Reputation: 5154
I have a large character vector of japanese words (mixed kanji and kana) which needs to be romanized (to romaji).
However with the available functions, (zipangu::str_conv_romanhira()
and audubon::strj_romanize()
), I am not getting the desired results.
For example for 北海道 (Hokkaido), zipangu::str_conv_romanhira()
convert it to chinese pinyin and audubon::strj_romanize()
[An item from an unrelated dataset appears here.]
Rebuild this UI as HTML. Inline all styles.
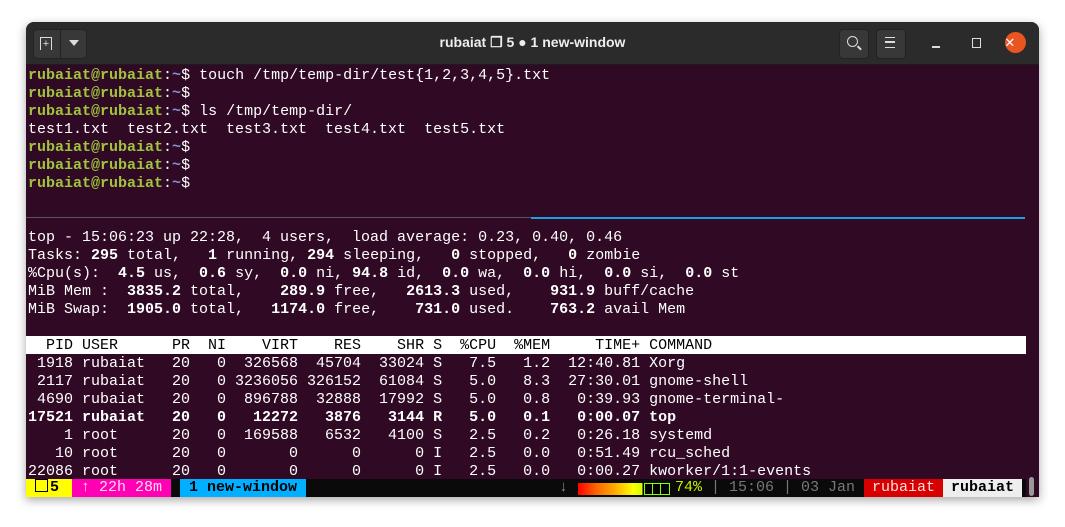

converts only kana characters.
How to convert such mixed kana and kanji text to romaji.
library(zipangu)
library(stringi)
library(audubon)
str_conv_romanhira("北海道", "roman")
#> [1] "běi hǎi dào"
stri_trans_general("北海道", "Any-Latin")
#> [1] "běi hǎi dào"
strj_romanize("北海道")
#> [1] ""
Upvotes: 1
Views: 469
Reputation: 34441
There aren't any R packages that provide transliteration of Japanese kanji to romaji that I can see (at least none that are currently on CRAN). It's easy enough, however, to use the python module pykakasi via R to achieve this:
library(reticulate)
py_install("pykakasi") # Only need to install once
# Make module available in R
pykakasi <- import("pykakasi")
# Alias the convert function for convenience
convert <- pykakasi$kakasi()$convert
convert("北海道")
[[1]]
[[1]]$orig
[1] "北海道"
[[1]]$hira
[1] "ほっかいどう"
[[1]]$kana
[1] "ホッカイドウ"
[[1]]$hepburn
[1] "hokkaidou"
[[1]]$kunrei
[1] "hokkaidou"
[[1]]$passport
[1] "hokkaidou"
# Function to extract romaji and collapse
to_romaji <- function(txt) {
paste(sapply(convert(txt), `[[`, "hepburn"), collapse = " ")
}
# Test on some longer text
lapply(c("北海道", "石の上にも三年", "豚に真珠"), to_romaji)
[[1]]
[1] "hokkaidou"
[[2]]
[1] "ishi no ueni mo sannen"
[[3]]
[1] "buta ni shinju"
Upvotes: 2